Working data:
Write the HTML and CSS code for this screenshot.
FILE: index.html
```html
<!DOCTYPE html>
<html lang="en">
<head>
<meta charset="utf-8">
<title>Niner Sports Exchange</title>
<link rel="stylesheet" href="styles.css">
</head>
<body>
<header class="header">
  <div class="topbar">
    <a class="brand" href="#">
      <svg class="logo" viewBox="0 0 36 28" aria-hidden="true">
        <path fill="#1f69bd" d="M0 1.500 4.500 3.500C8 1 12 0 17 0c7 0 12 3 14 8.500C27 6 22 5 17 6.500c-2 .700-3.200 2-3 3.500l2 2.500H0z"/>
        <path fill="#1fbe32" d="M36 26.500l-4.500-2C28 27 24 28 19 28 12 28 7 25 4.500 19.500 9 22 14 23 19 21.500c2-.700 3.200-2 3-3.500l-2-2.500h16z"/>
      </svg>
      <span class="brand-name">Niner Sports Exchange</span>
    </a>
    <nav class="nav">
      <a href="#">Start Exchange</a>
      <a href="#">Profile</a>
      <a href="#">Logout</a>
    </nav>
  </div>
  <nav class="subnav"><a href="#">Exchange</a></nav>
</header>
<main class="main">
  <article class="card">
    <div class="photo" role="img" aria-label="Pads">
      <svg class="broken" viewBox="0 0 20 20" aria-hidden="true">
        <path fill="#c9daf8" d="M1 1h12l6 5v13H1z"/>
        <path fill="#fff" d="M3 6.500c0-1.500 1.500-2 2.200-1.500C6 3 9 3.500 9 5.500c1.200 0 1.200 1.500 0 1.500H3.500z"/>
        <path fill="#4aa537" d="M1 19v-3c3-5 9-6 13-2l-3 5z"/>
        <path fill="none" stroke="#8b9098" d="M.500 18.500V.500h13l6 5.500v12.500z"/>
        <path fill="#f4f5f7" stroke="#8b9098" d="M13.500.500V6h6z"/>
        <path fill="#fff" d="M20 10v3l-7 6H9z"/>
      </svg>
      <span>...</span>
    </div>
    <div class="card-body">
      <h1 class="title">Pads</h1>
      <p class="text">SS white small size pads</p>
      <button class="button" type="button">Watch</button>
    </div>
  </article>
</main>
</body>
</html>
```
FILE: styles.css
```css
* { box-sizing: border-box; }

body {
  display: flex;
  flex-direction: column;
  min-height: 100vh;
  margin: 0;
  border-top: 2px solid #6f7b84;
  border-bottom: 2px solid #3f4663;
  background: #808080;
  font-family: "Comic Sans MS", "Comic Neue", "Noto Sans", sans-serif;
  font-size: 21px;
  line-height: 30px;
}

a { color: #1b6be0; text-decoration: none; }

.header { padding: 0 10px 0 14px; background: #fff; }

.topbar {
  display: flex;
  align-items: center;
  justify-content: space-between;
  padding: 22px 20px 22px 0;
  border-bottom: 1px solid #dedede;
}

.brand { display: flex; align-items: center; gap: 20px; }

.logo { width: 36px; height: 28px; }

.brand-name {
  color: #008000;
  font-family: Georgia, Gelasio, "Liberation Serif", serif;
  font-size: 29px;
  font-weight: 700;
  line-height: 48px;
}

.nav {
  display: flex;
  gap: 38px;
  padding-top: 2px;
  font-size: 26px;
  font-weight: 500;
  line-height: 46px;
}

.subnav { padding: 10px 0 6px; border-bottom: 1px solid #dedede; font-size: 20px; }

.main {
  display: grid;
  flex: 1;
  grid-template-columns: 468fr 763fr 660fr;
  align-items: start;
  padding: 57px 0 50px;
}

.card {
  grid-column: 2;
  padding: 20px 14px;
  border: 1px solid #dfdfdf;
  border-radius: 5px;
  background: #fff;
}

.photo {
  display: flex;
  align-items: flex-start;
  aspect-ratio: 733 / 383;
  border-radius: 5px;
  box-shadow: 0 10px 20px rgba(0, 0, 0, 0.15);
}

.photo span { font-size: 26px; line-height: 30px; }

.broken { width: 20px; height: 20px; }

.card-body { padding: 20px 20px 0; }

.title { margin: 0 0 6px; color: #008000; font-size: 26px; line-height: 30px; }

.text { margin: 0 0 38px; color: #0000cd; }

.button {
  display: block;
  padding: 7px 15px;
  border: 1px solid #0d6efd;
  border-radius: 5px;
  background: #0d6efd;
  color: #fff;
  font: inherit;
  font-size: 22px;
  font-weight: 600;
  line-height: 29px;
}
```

...

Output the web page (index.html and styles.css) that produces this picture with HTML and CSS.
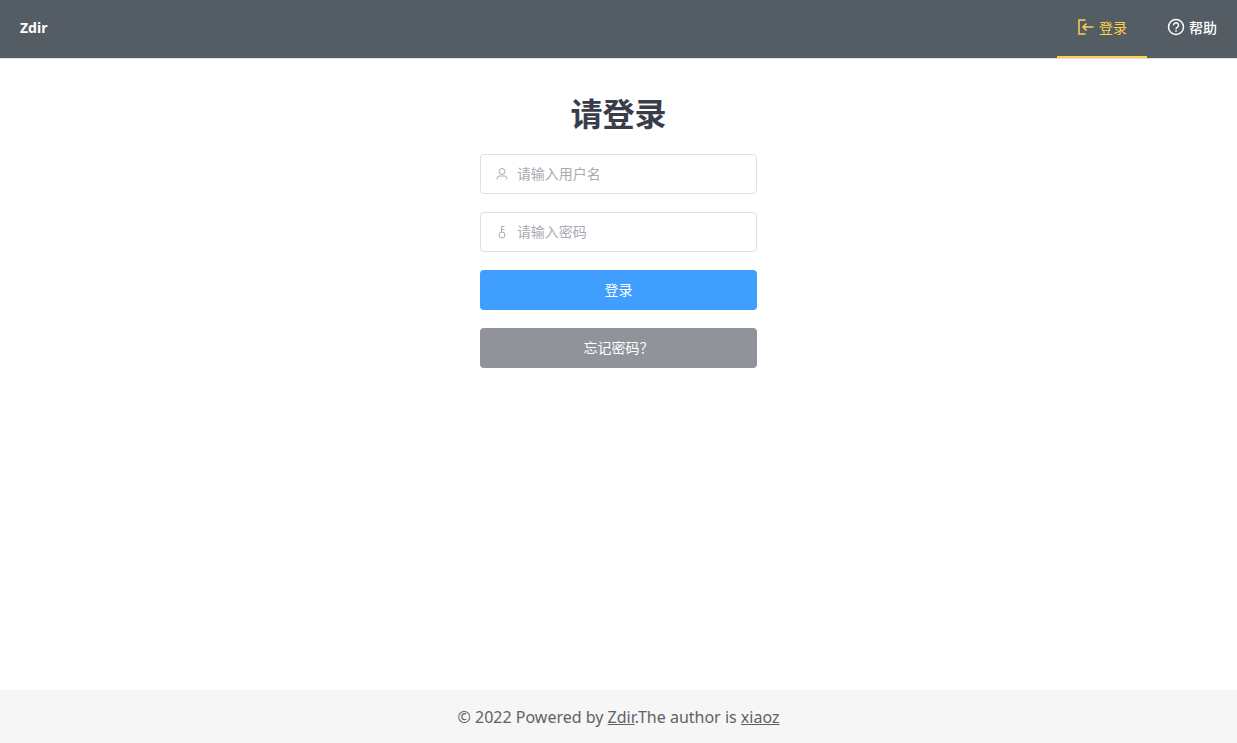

Instruction: Pull out every line in the material above where "this" occurs.

Problem solution:
Write the HTML and CSS code for this screenshot.
Output the web page (index.html and styles.css) that produces this picture with HTML and CSS.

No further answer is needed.